Y es que ese documento que prometía futuro se ha quedado con nuestra identidad. Para quienes no ejercen la profesión para la que se formaron, motivados por una generación anterior que les prometía todo y más, su identidad está perdida. Son biólogos en el plano teórico, abstracto y burocrático, pero no tienen ni la más mínima idea de qué son en el plano laboral y, en consecuencia, tampoco en el del mundo real.

La representante a la que interpretó Lydia Bosch en Paquita Salas le dijo a la protagonista que una representante que no está en activo no es una representante, y Paquita se terminó de hundir. Porque el mero hecho de sobrevivir era algo que los demás obviaban. Sin una profesión, carecía de validez para el resto del mundo. Incluso Magüi, la eterna compañera de Paquita, sintió que estaba dejando de ser ella misma por no dedicarse a lo que realmente quería, cuando la realidad es que uno nunca deja de ser como es por dedicarse a una u otra cosa.

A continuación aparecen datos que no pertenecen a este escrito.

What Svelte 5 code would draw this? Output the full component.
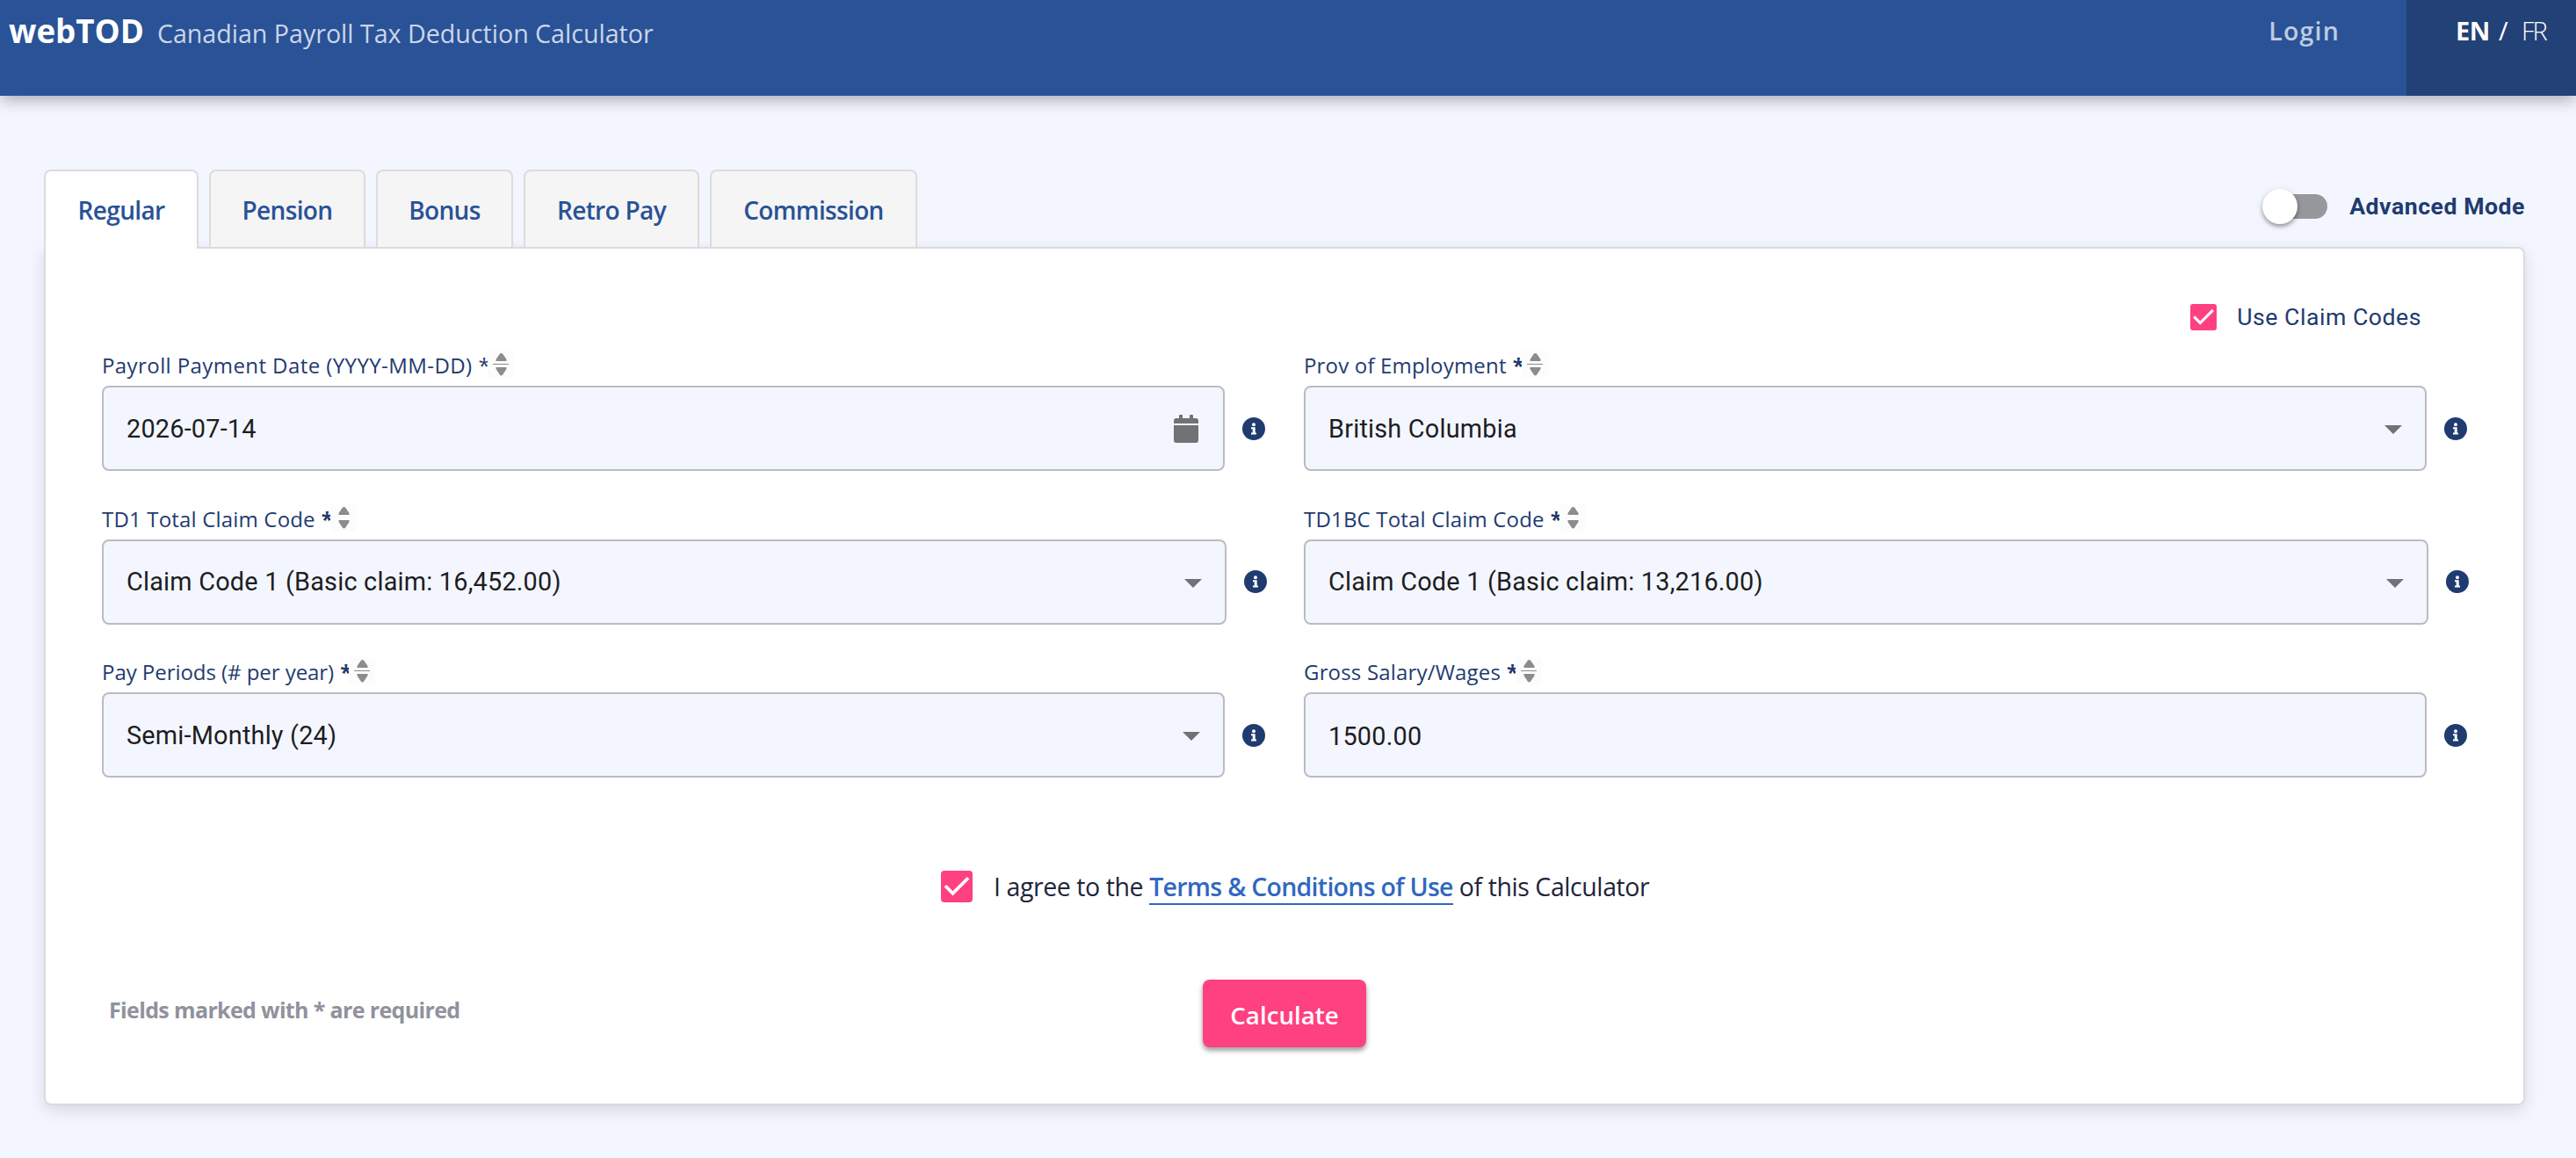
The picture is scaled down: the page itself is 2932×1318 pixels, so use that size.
<script>
  const tabs = ['Regular', 'Pension', 'Bonus', 'Retro Pay', 'Commission'];
  let activeTab = $state('Regular');
  let advanced = $state(false);
  let useClaimCodes = $state(true);
  let agreed = $state(true);

  const fields = [
    { id: 'date', label: 'Payroll Payment Date (YYYY-MM-DD)', value: '2026-07-14', icon: 'calendar', light: true, line: true },
    { id: 'prov', label: 'Prov of Employment', value: 'British Columbia', icon: 'arrow', line: true },
    { id: 'td1', label: 'TD1 Total Claim Code', value: 'Claim Code 1 (Basic claim: 16,452.00)', icon: 'arrow', wide: true },
    { id: 'td1bc', label: 'TD1BC Total Claim Code', value: 'Claim Code 1 (Basic claim: 13,216.00)', icon: 'arrow', wide: true },
    { id: 'periods', label: 'Pay Periods (# per year)', value: 'Semi-Monthly (24)', icon: 'arrow', line: true },
    { id: 'gross', label: 'Gross Salary/Wages', value: '1500.00', line: true }
  ];
</script>

{#snippet tick()}
  <svg viewBox="0 0 24 24"><path d="M3.300 11.500 9 17.200 20.700 5.500" fill="none" stroke="#fff" stroke-width="2.500" /></svg>
{/snippet}

<div class="page">
  <header>
    <div class="brand">
      <strong>webTOD</strong>
      <span>Canadian Payroll Tax Deduction Calculator</span>
    </div>
    <a class="login" href="#login">Login</a>
    <div class="lang"><b>EN</b><span class="slash">/</span><span class="fr">FR</span></div>
  </header>

  <main>
    <div class="top">
      <nav>
        {#each tabs as tab}
          <button class="tab {tab.split(' ')[0].toLowerCase()}" class:active={tab === activeTab} onclick={() => (activeTab = tab)}>
            <span>{tab}</span>
          </button>
        {/each}
      </nav>
      <button class="advanced" class:on={advanced} onclick={() => (advanced = !advanced)}>
        <span class="track"><span class="knob"></span></span>
        <span>Advanced Mode</span>
      </button>
    </div>

    <section class="panel">
      <button class="claim" onclick={() => (useClaimCodes = !useClaimCodes)}>
        <span class="box" class:checked={useClaimCodes}>{#if useClaimCodes}{@render tick()}{/if}</span>
        <span>Use Claim Codes</span>
      </button>

      <div class="fields">
        {#each fields as field (field.id)}
          <div class="field">
            <div class="label">
              <span class="name {field.id}">{field.label}</span>
              <span class="star" class:light={field.light}>*</span>
              <svg class="sort" viewBox="0 0 30 31">
                <rect width="30" height="31" fill="#fcfcfc" />
                {#if field.line}
                  <path d="M14 3.500Q15.500 2.500 17 3.500L21.500 10V12H9.500V10zM9.500 19H21.500V21L17 27.800Q15.500 29 14 27.800L9.500 21z" fill="#8c8c8c" />
                  <path d="M6 15.500h18" stroke="#8c8c8c" />
                {:else}
                  <path d="M14 3.500Q15.500 2.500 17 3.500L21.500 10V12H9.500V10zM9.500 18H21.500V20L17 26.800Q15.500 28 14 26.800L9.500 20z" fill="#8c8c8c" />
                {/if}
              </svg>
            </div>
            <div class="row">
              <div class="input {field.id}" class:wide={field.wide}>
                <span>{field.value}</span>
                {#if field.icon === 'calendar'}
                  <svg class="calendar" viewBox="0 0 28 32">
                    <path d="M0 10V7a3 3 0 0 1 3-3h3V1a1 1 0 0 1 1-1h2a1 1 0 0 1 1 1v3h8V1a1 1 0 0 1 1-1h2a1 1 0 0 1 1 1v3h3a3 3 0 0 1 3 3v3zM0 12h28v17a3 3 0 0 1-3 3H3a3 3 0 0 1-3-3z" />
                  </svg>
                {:else if field.icon === 'arrow'}
                  <svg class="arrow" viewBox="0 0 20 10"><path d="M0 0h20L10 10z" /></svg>
                {/if}
              </div>
              <svg class="info" viewBox="0 0 26 26">
                <circle cx="13" cy="13" r="13" />
                <circle class="mark" cx="13" cy="8.200" r="2" />
                <path class="mark" d="M10 11.200h4.700v6.300H16v2h-6v-2h1.700v-4.300H10z" />
              </svg>
            </div>
          </div>
        {/each}
      </div>

      <div class="agree">
        <button class="box large" class:checked={agreed} aria-label="Agree" onclick={() => (agreed = !agreed)}>{#if agreed}{@render tick()}{/if}</button>
        <p>I agree to the <a href="#terms">Terms &amp; Conditions of Use</a> of this Calculator</p>
      </div>

      <div class="bottom">
        <span class="note">Fields marked with * are required</span>
        <button class="calculate">Calculate</button>
      </div>
    </section>
  </main>
</div>

<style>
  :global(body) {
    background: #f3f6fe;
  }

  .page {
    height: 1318px;
    overflow: hidden;
    font-family: 'Open Sans', 'Noto Sans', sans-serif;
    color: #1f3b70;
  }

  button {
    padding: 0;
    border: none;
    background: none;
    color: inherit;
    font: inherit;
    cursor: pointer;
  }

  svg {
    display: block;
    flex: none;
  }

  header {
    display: flex;
    box-sizing: border-box;
    height: 109px;
    background: #295297;
    box-shadow: 0 4px 18px rgba(0, 0, 0, 0.32);
    color: #fff;
    white-space: nowrap;
  }

  .brand {
    display: flex;
    align-items: baseline;
    flex: 1;
    gap: 15px;
    padding-left: 10px;
    line-height: 70px;
  }

  .brand strong {
    font-size: 36.700px;
    font-weight: 700;
  }

  .brand span {
    font-size: 28.600px;
    color: #cbd6e8;
  }

  .login {
    margin-right: 76px;
    font-size: 28.500px;
    font-weight: 600;
    line-height: 71px;
    letter-spacing: 1.200px;
    color: #bfcbe0;
    text-decoration: none;
  }

  .lang {
    display: flex;
    box-sizing: border-box;
    width: 193px;
    padding-left: 56px;
    background: #224177;
    font-size: 29px;
    line-height: 70px;
  }

  .lang b {
    width: 49px;
    letter-spacing: -0.500px;
  }

  .slash {
    width: 26px;
  }

  .fr {
    font-weight: 300;
    letter-spacing: -2px;
  }

  main {
    padding: 84px 58px 0 50px;
  }

  .top {
    display: flex;
    justify-content: space-between;
    height: 88px;
  }

  nav {
    display: flex;
    gap: 12px;
  }

  .tab {
    z-index: 1;
    box-sizing: border-box;
    height: 88px;
    padding-top: 2px;
    border: 2px solid #dcdcdc;
    border-bottom: none;
    border-radius: 8px 8px 0 0;
    background: #f5f5f5;
    font-size: 28px;
    font-weight: 600;
    letter-spacing: -0.650px;
    color: #295297;
  }

  .tab.regular { width: 176px; }
  .tab.pension { width: 178px; }
  .tab.bonus { width: 156px; }
  .tab.retro { width: 200px; }
  .tab.commission { width: 236px; }

  .tab.active {
    height: 90px;
    padding-bottom: 2px;
    background: #fff;
  }

  .advanced {
    display: flex;
    align-items: center;
    align-self: flex-start;
    gap: 25px;
    height: 84px;
    font: 700 26.700px Roboto, sans-serif;
    letter-spacing: 0.500px;
  }

  .track {
    display: flex;
    align-items: center;
    width: 72px;
    height: 28px;
    border-radius: 14px;
    background: #97989c;
  }

  .knob {
    flex: none;
    width: 40px;
    height: 40px;
    margin-left: -2px;
    border-radius: 50%;
    background: #fff;
    box-shadow: 0 3px 4px rgba(0, 0, 0, 0.3), 0 2px 8px rgba(0, 0, 0, 0.12);
  }

  .advanced.on .track {
    justify-content: flex-end;
    background: #ff9fbf;
  }

  .panel {
    box-sizing: border-box;
    height: 977px;
    padding: 63px 0 0 64px;
    border: 2px solid #d9dbde;
    border-radius: 0 8px 8px 8px;
    background: #fff;
    box-shadow: 0 6px 18px rgba(0, 0, 0, 0.12);
  }

  .claim {
    display: flex;
    align-items: center;
    gap: 23px;
    height: 30px;
    margin: 0 116px 23px auto;
    font: 400 26.700px Roboto, sans-serif;
    letter-spacing: 0.500px;
  }

  .box {
    flex: none;
    box-sizing: border-box;
    width: 30px;
    height: 30px;
    border: 3px solid #757575;
    border-radius: 3px;
  }

  .box.checked {
    border: none;
    background: #ff4081;
  }

  .box.large {
    width: 36px;
    height: 36px;
    border-radius: 4px;
  }

  .fields {
    display: grid;
    grid-template-columns: 1368px 1368px;
    row-gap: 37.500px;
  }

  .label {
    display: flex;
    height: 31px;
    margin-bottom: 9px;
    font-size: 24px;
    line-height: 33px;
    letter-spacing: 0.180px;
    white-space: nowrap;
  }

  .name.date {
    letter-spacing: 0.420px;
  }

  .name.periods {
    letter-spacing: -0.050px;
  }

  .star {
    width: 10px;
    margin-left: 7px;
    font-weight: 700;
  }

  .star.light {
    font-weight: 400;
  }

  .sort {
    width: 30px;
    height: 31px;
  }

  .row {
    display: flex;
    align-items: center;
    gap: 20px;
    height: 97px;
  }

  .input {
    display: flex;
    align-items: center;
    justify-content: space-between;
    box-sizing: border-box;
    width: 1278px;
    height: 97px;
    padding: 0 28px 0 26px;
    border: 2px solid #bbbcc2;
    border-radius: 8px;
    background: #f3f6fe;
    font: 400 28.800px Roboto, sans-serif;
    letter-spacing: 0.230px;
    color: #1d1d1f;
  }

  .input.wide {
    width: 1280px;
  }

  .input.gross {
    padding-top: 2px;
  }

  .calendar {
    width: 28px;
    height: 32px;
    fill: #717275;
  }

  .arrow {
    width: 20px;
    height: 10px;
    margin: 3px -2px 0 0;
    fill: #717275;
  }

  .info {
    width: 26px;
    height: 26px;
    fill: #1f3b70;
  }

  .info .mark {
    fill: #fff;
  }

  .agree {
    display: flex;
    align-items: center;
    gap: 24px;
    height: 36px;
    margin: 106px 0 0 955px;
    font-size: 28.500px;
    letter-spacing: -0.420px;
    color: #21253a;
  }

  p {
    margin: 0;
    white-space: nowrap;
  }

  .agree a {
    border-bottom: 2px solid #3068c0;
    font-weight: 600;
    letter-spacing: -0.720px;
    color: #3068c0;
    text-decoration: none;
  }

  .bottom {
    display: grid;
    grid-template-columns: 1253px 186px;
    margin-top: 88px;
  }

  .note {
    padding-left: 8px;
    font-size: 25px;
    font-weight: 700;
    line-height: 69px;
    letter-spacing: -0.640px;
    color: #90929c;
  }

  .calculate {
    height: 77px;
    padding-top: 2px;
    border-radius: 8px;
    background: #ff4081;
    box-shadow: 0 4px 5px rgba(0, 0, 0, 0.3), 0 2px 8px rgba(0, 0, 0, 0.12);
    font-size: 27.700px;
    font-weight: 600;
    color: #fff;
  }
</style>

Entonces, ¿quienes no ejercen están despojados de identidad? ¿No tendrán jamás cabida en una sociedad que se rige únicamente por la ocupación y que deja de lado todo lo demás? ¿Solo podrán ser reconocidos dignamente profesionales que, aun ejerciendo, sean las peores personas que uno pueda echarse a la cara? Me gusta y me consuela pensar que no. La identidad está conformada por multitud de cosas que van más allá del oficio. Porque si no fuera así, la deshumanización de la sociedad habrá alcanzado su punto álgido. Y vivir así es para echarse a temblar.